Thanks a lot for the offer still! I learned a lot about overriding things in nix, and I can at least do it for separate targets now. My current way would be building libluv by itself with debug symbols, stripping them out using objcopy and then loading them dynamically in coredumpctl with gdb. Writing an overlay to modify the libluv that neovim builds with would probably be a lot easier, but I haven’t done a deep dive into how overlays work yet.

Mhm, no luck so far I’m afraid.
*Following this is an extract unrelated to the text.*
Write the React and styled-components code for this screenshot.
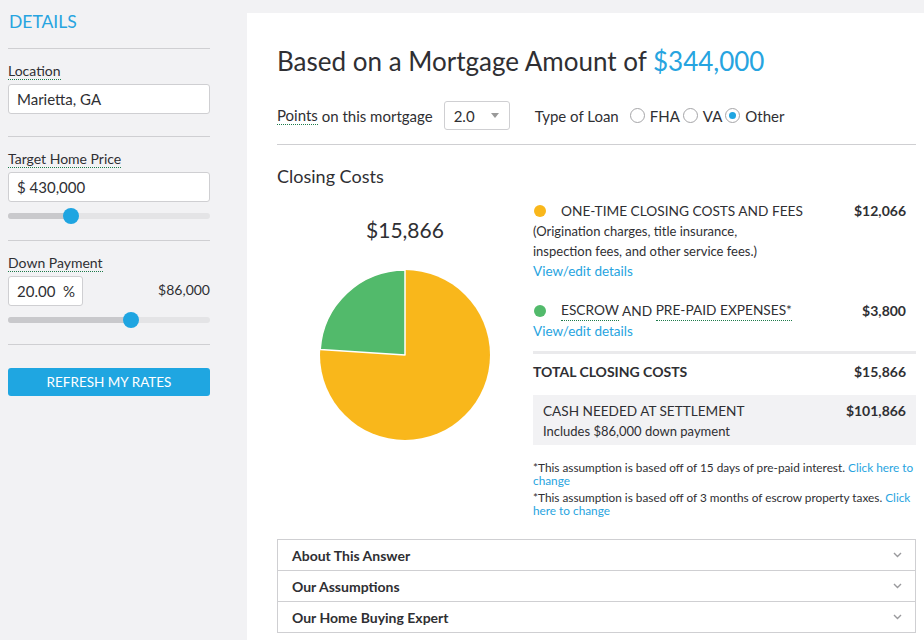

I’ve tried compiling the debug symbols separately and loading them into gdb, but the nixpkgs version seems to be different since I’m getting bogus line numbers. I’m not too experienced with overriding nixpkgs either, I’ll try to get some help on the forums for that. Man, nix is amazing when it works, but it makes things like these so complicated…

Thanks for your patience!

I’ll try that tomorrow and report back. Thanks for the link!

I’m 99% sure it happens when I have neo-tree enabled, but I can’t say for certain. However, I’ve tried disabling their usage of libuv, and the crashes have persisted.

How would I go about getting the line number? Loading the segfault into gdb only provides me with the stacktrace I have posted above. I’m assuming I can only get the line number out if debug information is compiled in, I’m not sure how I would do that in this case

Edit: Just had a look at that thread. One of the stacktraces in there is the exact same as mine, however the command posted in there (:lua require("luv").handle_get_type(newproxy())) also causes a segfault for me, albeit with a different stacktrace.